## START ENTRIES PROVIDED

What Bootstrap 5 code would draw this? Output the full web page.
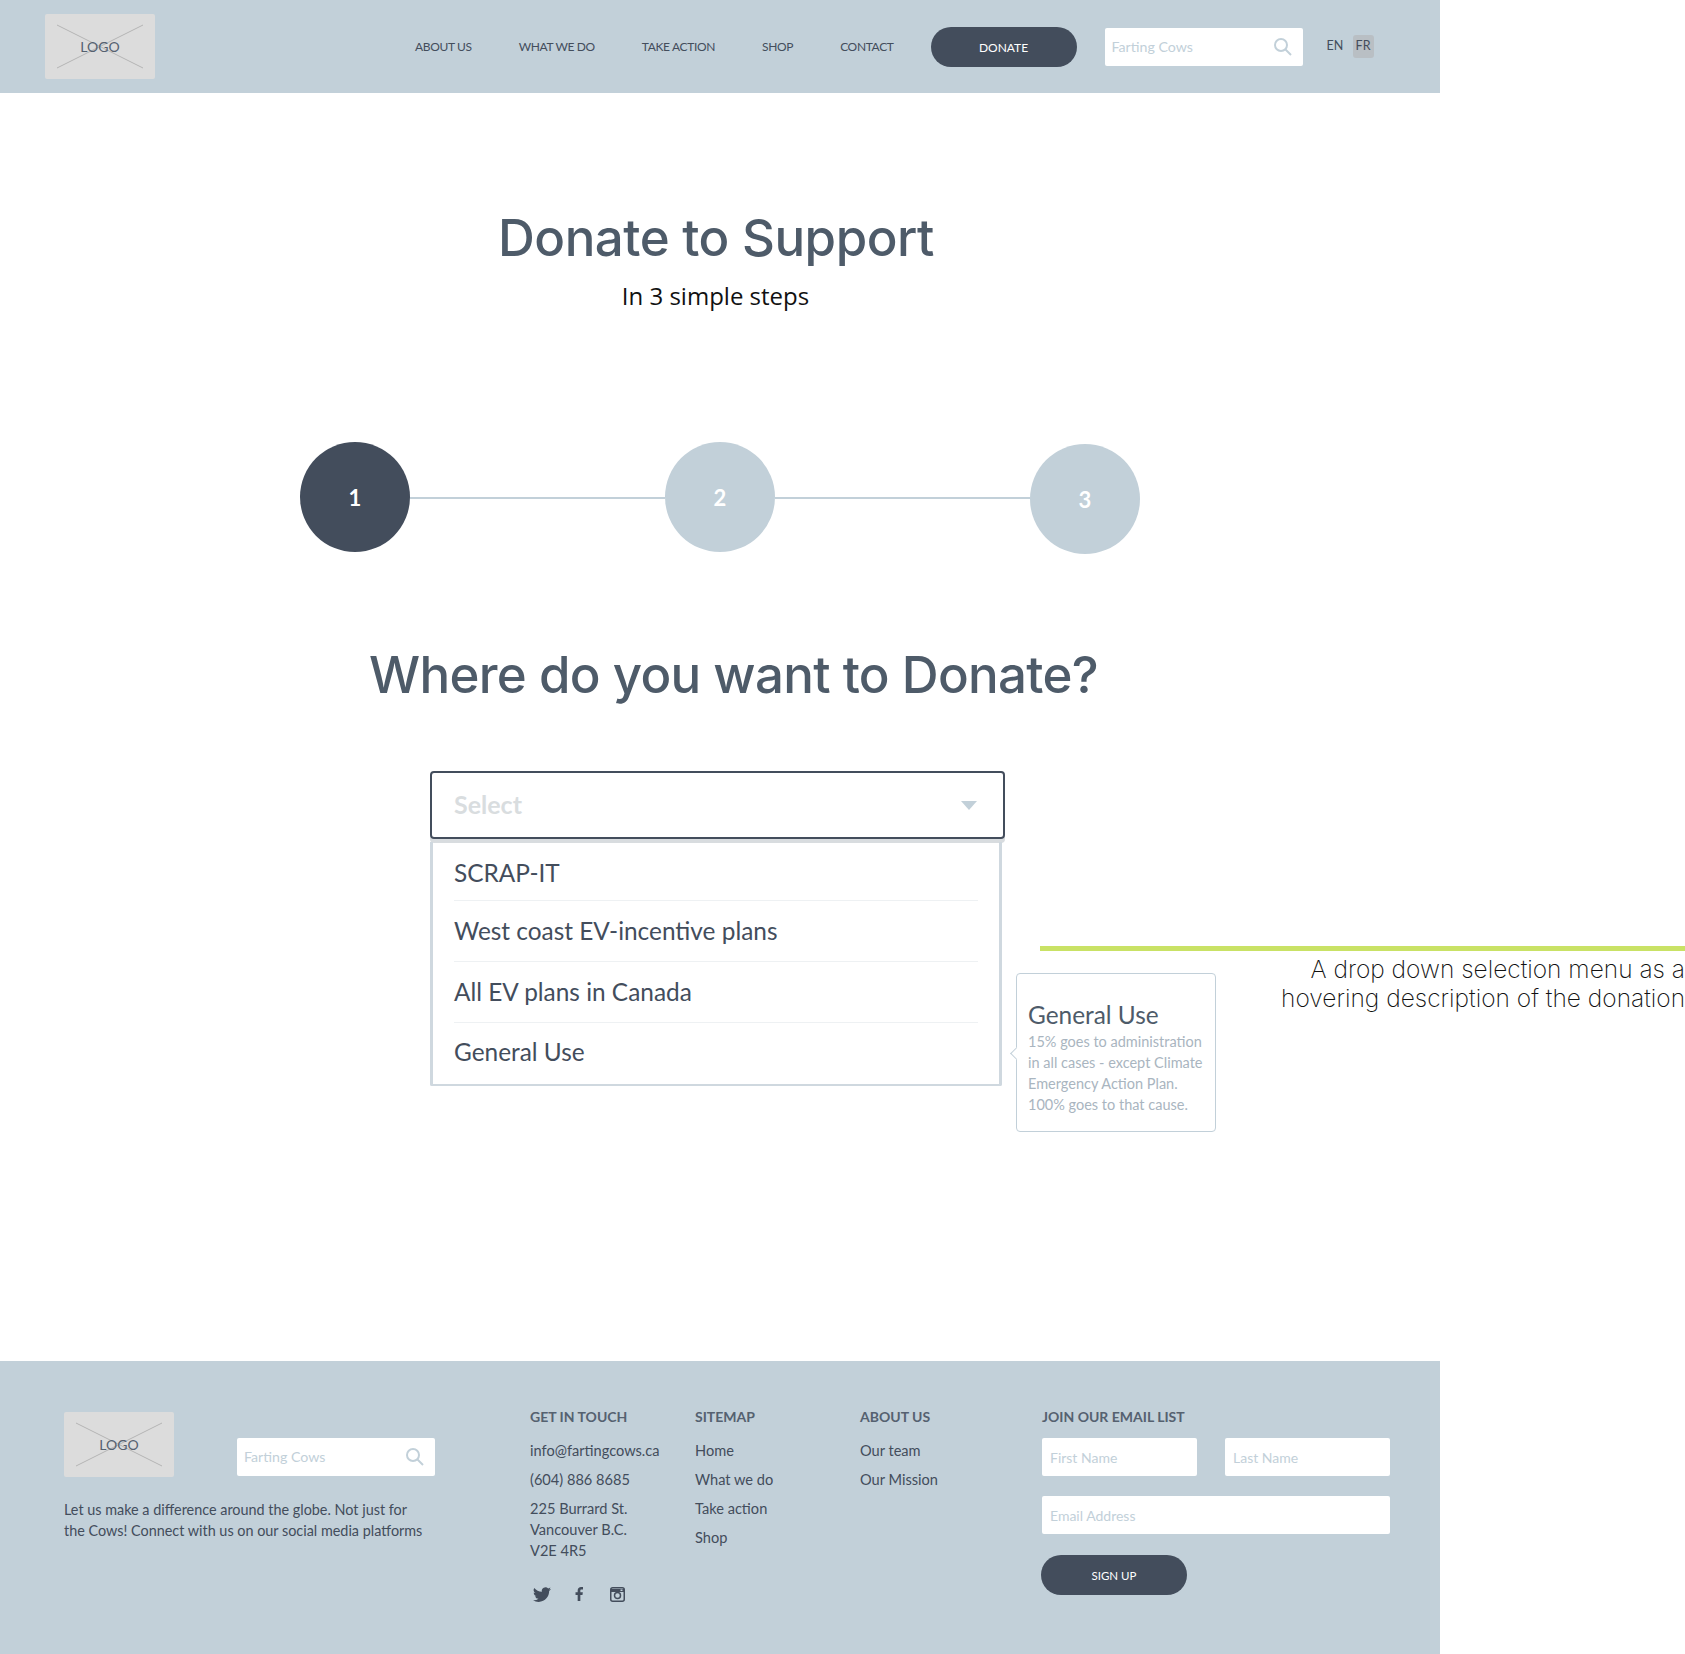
<!DOCTYPE html>
<html lang="en">
<head>
  <meta charset="UTF-8">
  <title>Donate to Support</title>
  <link href="https://cdn.jsdelivr.net/npm/bootstrap@5.3.3/dist/css/bootstrap.min.css" rel="stylesheet">
  <style>
    body { font-family: "Lato", "Noto Sans", sans-serif; color: #434d5c; background: #fff; position: relative; height: 1654px; overflow: hidden; }
    .page-wrap { width: 1440px; }
    .top-bar { height: 93px; background: #c2d0d9; padding-left: 45px; }
    .logo-box { width: 110px; height: 65px; flex: none; background: #dcdcdc; border-radius: 2px; position: relative; font-size: 14px; color: #556170; }
    .logo-box svg { position: absolute; inset: 0; }
    .logo-box span { position: relative; }
    .nav-links { margin-left: 260px; font-size: 12px; letter-spacing: -0.35px; gap: 47px; }
    .nav-links a { color: #434d5c; text-decoration: none; }
    .btn-dark-pill { background: #434d5c; color: #fff; font-size: 12px; width: 146px; height: 40px; padding: 2px 0 0; border: 0; border-radius: 20px; }
    .btn-dark-pill:hover { background: #434d5c; color: #fff; }
    .top-donate { margin-left: 37px; }
    .search-box { width: 198px; height: 38px; background: #fff; border-radius: 2px; padding: 0 11px 0 7px; font-size: 14.2px; color: #c2d0d9; }
    .top-search { margin-left: 28px; }
    .foot-search { margin: 26px 0 0 63px; }
    .field-box { height: 38px; border: 0; border-radius: 2px; padding: 0 8px; font-size: 14px; }
    .field-box::placeholder { color: #c2d0d9; }
    .field-first { width: 155px; flex: none; }
    .field-last { width: 165px; flex: none; }
    .field-mail { margin-top: 20px; }
    .lang-en { font-size: 12.5px; margin-left: 24px; width: 26px; }
    .lang-fr { font-size: 12.5px; width: 21px; height: 23px; background: #b9bfc4; border-radius: 3px; }
    .main-area { height: 1268px; position: relative; }
    .big-title { font-family: "Inter", "Lato", sans-serif; font-weight: 500; font-size: 51px; line-height: 62px; color: #4e5b69; margin: 0; letter-spacing: -0.5px; }
    .title-one { padding-top: 114px; padding-right: 8px; }
    .sub-title { font-family: "Open Sans", sans-serif; font-size: 24px; line-height: 36px; color: #111; margin: 9px 1px 0 0; }
    .stepper { margin: 128px 0 0 300px; width: 840px; height: 112px; }
    .step-dot { width: 110px; height: 110px; flex: none; color: #fff; font-weight: 700; font-size: 22px; }
    .step-on { background: #434d5c; }
    .step-off { background: #c2d0d9; }
    .step-low { margin-top: 2px; }
    .step-line { flex: 1; height: 2px; margin-top: 55px; background: #c2d0d9; }
    .title-two { margin: 90px 0 0 369px; width: 728px; white-space: nowrap; letter-spacing: -0.7px; }
    .select-box { width: 575px; height: 68px; margin: 65px 0 0 430px; border: 2px solid #434d5c; border-radius: 4px; padding: 0 26px 0 22px; font-size: 25px; font-weight: 700; color: #d9dddf; box-shadow: 0 4px 0 #d8dcdf; }
    .select-caret { width: 0; height: 0; border-left: 8px solid transparent; border-right: 8px solid transparent; border-top: 9px solid #c2d0d9; }
    .drop-list { width: 572px; margin: 3px 0 0 430px; border: solid #cfd8df; border-width: 0 3px 2px 3px; border-radius: 0 0 2px 2px; padding: 0 21px; }
    .drop-item { height: 61px; font-size: 24.4px; color: #434d5c; background: transparent; border: 0; border-bottom: 1px solid #eef1f3; padding: 1px 0 0; border-radius: 0; }
    .drop-item:first-child { height: 59px; padding-top: 4px; }
    .drop-item:last-child { border-bottom: 0; height: 61px; padding: 1px 0 3px; }
    .hover-card { position: absolute; left: 1016px; top: 880px; width: 200px; height: 159px; background: #fff; border: 1px solid #c2d0d9; border-radius: 4px; padding: 25px 11px 0; }
    .hover-card::before { content: ""; position: absolute; left: -5px; top: 75px; width: 9px; height: 9px; background: #fff; border-left: 1px solid #c2d0d9; border-bottom: 1px solid #c2d0d9; transform: rotate(45deg); }
    .hover-title { font-size: 24.4px; line-height: 32px; color: #4e5b69; }
    .hover-text { font-size: 14.5px; line-height: 21px; color: #a9b5c0; margin: 0; white-space: nowrap; }
    .note-bar { position: absolute; left: 1040px; right: 0; top: 946px; height: 5px; background: #c9e265; }
    .note-text { position: absolute; right: 0; top: 955px; width: 420px; text-align: right; font-family: "Inter", "Lato", sans-serif; font-weight: 200; font-size: 24.5px; line-height: 29px; color: #111; margin: 0; }
    .foot-bar { height: 293px; background: #c2d0d9; padding: 51px 0 0 64px; font-size: 14.6px; color: #434d5c; }
    .foot-left { width: 466px; }
    .foot-text { line-height: 21px; margin: 22px 0 0; white-space: nowrap; font-size: 14.4px; }
    .foot-col { width: 165px; }
    .foot-col-last { width: 182px; }
    .foot-head { font-weight: 700; font-size: 14px; line-height: 20px; color: #556170; margin: -5px 0 13px; }
    .foot-form .foot-head { margin-bottom: 11px; }
    .foot-col ul, .foot-col-last ul { margin: 0; padding: 0; list-style: none; }
    .foot-col li, .foot-col-last li { line-height: 21px; margin-bottom: 8px; }
    .foot-col a, .foot-col-last a { color: #434d5c; text-decoration: none; }
    .social-row { margin-top: 24px; padding-left: 2px; gap: 23px; }
    .social-insta { margin-left: 4px; }
    .foot-form { width: 348px; }
    .gap-name { gap: 28px; }
    .btn-sign { margin: 21px 0 0 -1px; font-size: 11.5px; }
  </style>
</head>
<body>
<div class="page-wrap">
  <header class="top-bar d-flex align-items-center">
    <div class="logo-box d-flex align-items-center justify-content-center">
      <svg width="110" height="65" viewBox="0 0 110 65"><path d="M12 11 98 54M98 11 12 54" stroke="#b5b5b5" stroke-width="1"/></svg>
      <span>LOGO</span>
    </div>
    <nav class="nav-links d-flex align-items-center">
      <a href="#">ABOUT US</a>
      <a href="#">WHAT WE DO</a>
      <a href="#">TAKE ACTION</a>
      <a href="#">SHOP</a>
      <a href="#">CONTACT</a>
    </nav>
    <button class="btn btn-dark-pill top-donate">DONATE</button>
    <div class="search-box top-search d-flex align-items-center justify-content-between">
      <span>Farting Cows</span>
      <svg width="18" height="18" viewBox="0 0 18 18" fill="none" stroke="#c2d0d9" stroke-width="2"><circle cx="7" cy="7" r="6"/><path d="M11.5 11.5 17 17"/></svg>
    </div>
    <span class="lang-en">EN</span>
    <span class="lang-fr d-flex align-items-center justify-content-center">FR</span>
  </header>

  <main class="main-area">
    <div class="text-center title-one">
      <h1 class="big-title">Donate to Support</h1>
      <p class="sub-title">In 3 simple steps</p>
    </div>

    <div class="stepper d-flex align-items-start">
      <div class="step-dot step-on rounded-circle d-flex align-items-center justify-content-center">1</div>
      <div class="step-line"></div>
      <div class="step-dot step-off rounded-circle d-flex align-items-center justify-content-center">2</div>
      <div class="step-line"></div>
      <div class="step-dot step-off step-low rounded-circle d-flex align-items-center justify-content-center">3</div>
    </div>

    <h2 class="big-title title-two">Where do you want to Donate?</h2>

    <div class="select-box d-flex align-items-center justify-content-between">
      <span>Select</span>
      <span class="select-caret"></span>
    </div>
    <div class="drop-list list-group">
      <div class="list-group-item drop-item d-flex align-items-center">SCRAP-IT</div>
      <div class="list-group-item drop-item d-flex align-items-center">West coast EV-incentive plans</div>
      <div class="list-group-item drop-item d-flex align-items-center">All EV plans in Canada</div>
      <div class="list-group-item drop-item d-flex align-items-center">General Use</div>
    </div>

    <div class="hover-card">
      <div class="hover-title">General Use</div>
      <p class="hover-text">15% goes to administration<br>in all cases - except Climate<br>Emergency Action Plan.<br>100% goes to that cause.</p>
    </div>
  </main>

  <footer class="foot-bar d-flex align-items-start">
    <div class="foot-left">
      <div class="d-flex align-items-start">
        <div class="logo-box d-flex align-items-center justify-content-center">
          <svg width="110" height="65" viewBox="0 0 110 65"><path d="M12 11 98 54M98 11 12 54" stroke="#b5b5b5" stroke-width="1"/></svg>
          <span>LOGO</span>
        </div>
        <div class="search-box foot-search d-flex align-items-center justify-content-between">
          <span>Farting Cows</span>
          <svg width="18" height="18" viewBox="0 0 18 18" fill="none" stroke="#c2d0d9" stroke-width="2"><circle cx="7" cy="7" r="6"/><path d="M11.5 11.5 17 17"/></svg>
        </div>
      </div>
      <p class="foot-text">Let us make a difference around the globe. Not just for<br>the Cows! Connect with us on our social media platforms</p>
    </div>

    <div class="foot-col">
      <p class="foot-head">GET IN TOUCH</p>
      <ul>
        <li>info@fartingcows.ca</li>
        <li>(604) 886 8685</li>
        <li>225 Burrard St.<br>Vancouver B.C.<br>V2E 4R5</li>
      </ul>
      <div class="social-row d-flex align-items-center">
        <svg width="20" height="18" viewBox="0 0 16 16" fill="#434d5c"><path d="M5.026 15c6.038 0 9.341-5.003 9.341-9.334 0-.14 0-.282-.006-.422A6.685 6.685 0 0 0 16 3.542a6.658 6.658 0 0 1-1.889.518 3.301 3.301 0 0 0 1.447-1.817 6.533 6.533 0 0 1-2.087.793A3.286 3.286 0 0 0 7.875 6.03a9.325 9.325 0 0 1-6.767-3.429 3.289 3.289 0 0 0 1.018 4.382A3.323 3.323 0 0 1 .64 6.575v.045a3.288 3.288 0 0 0 2.632 3.218 3.203 3.203 0 0 1-.865.115 3.23 3.23 0 0 1-.614-.057 3.283 3.283 0 0 0 3.067 2.277A6.588 6.588 0 0 1 .78 13.58a6.32 6.32 0 0 1-.78-.045A9.344 9.344 0 0 0 5.026 15z"/></svg>
        <svg width="8" height="16" viewBox="0 0 9 16" fill="#434d5c"><path d="M6 16V9h2.4l.4-3H6V4.200c0-.9.300-1.400 1.400-1.400H9V.2C8.600.1 7.800 0 6.900 0 4.600 0 3 1.400 3 4v2H.6v3H3v7z"/></svg>
        <svg class="social-insta" width="15" height="15" viewBox="0 0 15 15" fill="none" stroke="#434d5c" stroke-width="1.5"><rect x=".75" y=".75" width="13.500" height="13.500" rx="2"/><circle cx="7.500" cy="8.500" r="3"/><path d="M1 3.500h13" stroke-width="3"/><rect x="10.500" y="2.500" width="2" height="1.500" fill="#c2d0d9" stroke="none"/></svg>
      </div>
    </div>

    <div class="foot-col">
      <p class="foot-head">SITEMAP</p>
      <ul>
        <li><a href="#">Home</a></li>
        <li><a href="#">What we do</a></li>
        <li><a href="#">Take action</a></li>
        <li><a href="#">Shop</a></li>
      </ul>
    </div>

    <div class="foot-col-last">
      <p class="foot-head">ABOUT US</p>
      <ul>
        <li><a href="#">Our team</a></li>
        <li><a href="#">Our Mission</a></li>
      </ul>
    </div>

    <div class="foot-form">
      <p class="foot-head">JOIN OUR EMAIL LIST</p>
      <div class="d-flex gap-name">
        <input class="form-control field-box field-first" placeholder="First Name">
        <input class="form-control field-box field-last" placeholder="Last Name">
      </div>
      <input class="form-control field-box field-mail" placeholder="Email Address">
      <button class="btn btn-dark-pill btn-sign">SIGN UP</button>
    </div>
  </footer>
</div>

<div class="note-bar"></div>
<p class="note-text">A drop down selection menu as a<br>hovering description of the donation</p>
<script src="https://cdn.jsdelivr.net/npm/bootstrap@5.3.3/dist/js/bootstrap.bundle.min.js"></script>
</body>
</html>
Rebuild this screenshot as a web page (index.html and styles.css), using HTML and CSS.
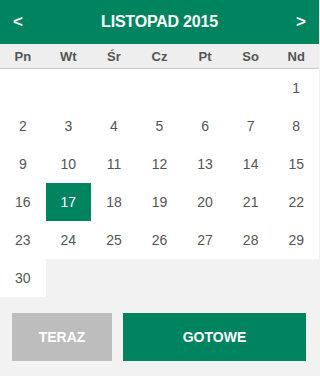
FILE: index.html
```html
<!DOCTYPE html>
<html lang="pl">
<head>
<meta charset="utf-8">
<title>Kalendarz</title>
<link rel="stylesheet" href="styles.css">
</head>
<body>
<div class="picker">
  <div class="head">
    <span class="nav">&lt;</span>
    <span class="title">LISTOPAD 2015</span>
    <span class="nav">&gt;</span>
  </div>
  <div class="weekdays">
    <span>Pn</span><span>Wt</span><span>Śr</span><span>Cz</span><span>Pt</span><span>So</span><span>Nd</span>
  </div>
  <div class="days">
    <span class="day blank"></span><span class="day blank"></span><span class="day blank"></span><span class="day blank"></span><span class="day blank"></span><span class="day blank"></span><span class="day">1</span>
    <span class="day">2</span><span class="day">3</span><span class="day">4</span><span class="day">5</span><span class="day">6</span><span class="day">7</span><span class="day">8</span>
    <span class="day">9</span><span class="day">10</span><span class="day">11</span><span class="day">12</span><span class="day">13</span><span class="day">14</span><span class="day">15</span>
    <span class="day">16</span><span class="day selected">17</span><span class="day">18</span><span class="day">19</span><span class="day">20</span><span class="day">21</span><span class="day">22</span>
    <span class="day">23</span><span class="day">24</span><span class="day">25</span><span class="day">26</span><span class="day">27</span><span class="day">28</span><span class="day">29</span>
    <span class="day">30</span>
  </div>
  <div class="actions">
    <button class="btn btn-now">TERAZ</button>
    <button class="btn btn-done">GOTOWE</button>
  </div>
</div>
</body>
</html>
```

FILE: styles.css
```css
html, body {
  margin: 0;
  padding: 0;
  background: #f2f2f2;
  font-family: "Liberation Sans", Arial, sans-serif;
}
.picker {
  width: 319px;
  height: 376px;
  background: #f2f2f2;
}
.head {
  height: 44px;
  background: #00845f;
  color: #fff;
  display: flex;
  align-items: center;
  justify-content: space-between;
  padding: 0 12px 0 12px;
  box-sizing: border-box;
  font-weight: bold;
}
.nav {
  font-size: 17px;
  width: 12px;
  text-align: center;
  line-height: 1;
  margin-top: -2px;
}
.title {
  font-size: 16px;
  letter-spacing: -0.2px;
  margin-top: -1px;
}
.weekdays {
  display: grid;
  grid-template-columns: repeat(7, 1fr);
  height: 24px;
  background: #eeeeee;
  border-bottom: 1px solid #c9c9c9;
  align-items: center;
  text-align: center;
  font-size: 13px;
  font-weight: bold;
  color: #555;
}
.days {
  display: grid;
  grid-template-columns: repeat(7, 1fr);
  grid-auto-rows: 38px;
}
.day {
  background: #fff;
  display: flex;
  align-items: center;
  justify-content: center;
  font-size: 14px;
  color: #555;
}
.day.selected {
  background: #00845f;
  color: #fff;
}
.actions {
  display: flex;
  gap: 11px;
  padding: 16px 13px 0 12px;
}
.btn {
  height: 48px;
  border: none;
  color: #fff;
  font-family: "Liberation Sans", Arial, sans-serif;
  font-size: 14px;
  font-weight: bold;
  padding: 0;
}
.btn-now {
  width: 100px;
  background: #bdbdbd;
}
.btn-done {
  flex: 1;
  background: #00845f;
}
```
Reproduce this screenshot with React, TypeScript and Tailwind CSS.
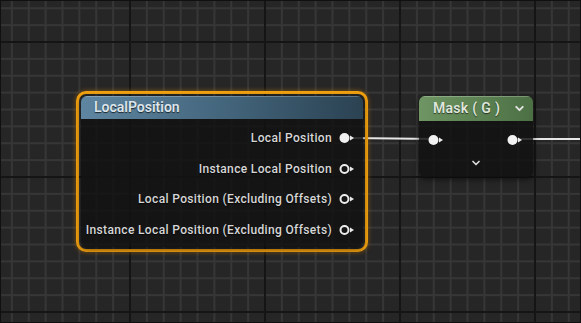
import { ChevronDown } from "lucide-react";

const outputs = [
  { label: "Local Position", connected: true },
  { label: "Instance Local Position", connected: false },
  { label: "Local Position (Excluding Offsets)", connected: false },
  { label: "Instance Local Position (Excluding Offsets)", connected: false },
];

function Pin({ filled }: { filled: boolean }) {
  return (
    <svg width="16" height="12" viewBox="0 0 16 12" className="shrink-0">
      {filled ? (
        <circle cx="5.5" cy="6" r="5" fill="#f2f2f2" />
      ) : (
        <circle cx="5.5" cy="6" r="4" fill="none" stroke="#ececec" strokeWidth="2" />
      )}
      <path d="M11 3.6 L15 6 L11 8.4 Z" fill="#ececec" />
    </svg>
  );
}

export default function App() {
  return (
    <div
      className="relative h-[323px] w-[581px] overflow-hidden border border-[#101010] bg-[#262626] font-['Roboto',sans-serif] bg-[linear-gradient(to_right,#151515_2px,transparent_2px),linear-gradient(to_bottom,#151515_2px,transparent_2px),linear-gradient(to_right,#363636_2px,transparent_2px),linear-gradient(to_bottom,#363636_2px,transparent_2px)] [background-size:135px_135px,135px_135px,16.875px_16.875px,16.875px_16.875px] [background-position:128px_40px,128px_40px,9.875px_6.25px,9.875px_6.25px]"
    >
      {/* wires */}
      <svg className="absolute inset-0" width="581" height="323">
        <path d="M350 137 C 390 137, 396 138, 434 138" stroke="#e6e6e6" strokeWidth="2" fill="none" />
        <path d="M516 138 L 581 138" stroke="#e6e6e6" strokeWidth="2" fill="none" />
      </svg>

      {/* LocalPosition node (selected) */}
      <div className="absolute left-[75px] top-[90px] h-[161px] w-[292px] rounded-[10px] border-[3px] border-[#f2a10f] p-[2px] shadow-[0_0_5px_rgba(255,150,0,0.45)]">
        <div className="flex h-full flex-col overflow-hidden rounded-[6px] bg-[#121212]/85 shadow-[0_2px_6px_rgba(0,0,0,0.6)]">
          <div className="flex h-[23px] items-center bg-linear-to-r from-[#5f86a1] via-[#44667d] to-[#2b4252] px-[13px] shadow-[inset_0_1px_0_rgba(255,255,255,0.25)]">
            <span className="text-[14px] font-semibold text-[#dde5eb] [text-shadow:0_1px_1px_rgba(0,0,0,0.7)]">
              LocalPosition
            </span>
          </div>
          <div className="flex flex-col items-end pr-[8px] pt-[4px]">
            {outputs.map((o) => (
              <div key={o.label} className="flex h-[30.6px] items-center gap-[7px]">
                <span className="text-[12px] font-medium tracking-[0.35px] text-[#d6d6d6] [text-shadow:0_1px_1px_rgba(0,0,0,0.8)]">
                  {o.label}
                </span>
                <Pin filled={o.connected} />
              </div>
            ))}
          </div>
        </div>
      </div>

      {/* Mask node */}
      <div className="absolute left-[418px] top-[95px] flex h-[81px] w-[114px] flex-col overflow-hidden rounded-[6px] bg-[#121212]/85 shadow-[0_2px_6px_rgba(0,0,0,0.6)]">
        <div className="flex h-[25px] items-center justify-between bg-linear-to-r from-[#6e9563] to-[#4c7044] pl-[14px] pr-[7px] shadow-[inset_0_1px_0_rgba(255,255,255,0.25)]">
          <span className="text-[14px] font-semibold tracking-[0.3px] text-[#dfe6dc] [text-shadow:0_1px_1px_rgba(0,0,0,0.6)]">
            Mask ( G )
          </span>
          <ChevronDown size={13} strokeWidth={3.5} className="text-[#e4e4e4]" />
        </div>
        <div className="flex h-[36px] items-center justify-between pl-[9px] pr-[10px] pt-[1px]">
          <Pin filled />
          <Pin filled />
        </div>
        <div className="flex justify-center">
          <ChevronDown size={12} strokeWidth={3.5} className="text-[#d8d8d8]" />
        </div>
      </div>
    </div>
  );
}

## END ENTRIES PROVIDED

TASK OBJECTIVE:
Give only the number of lines in the data that include the string "page".

RESPONSE TO THE TASK:
4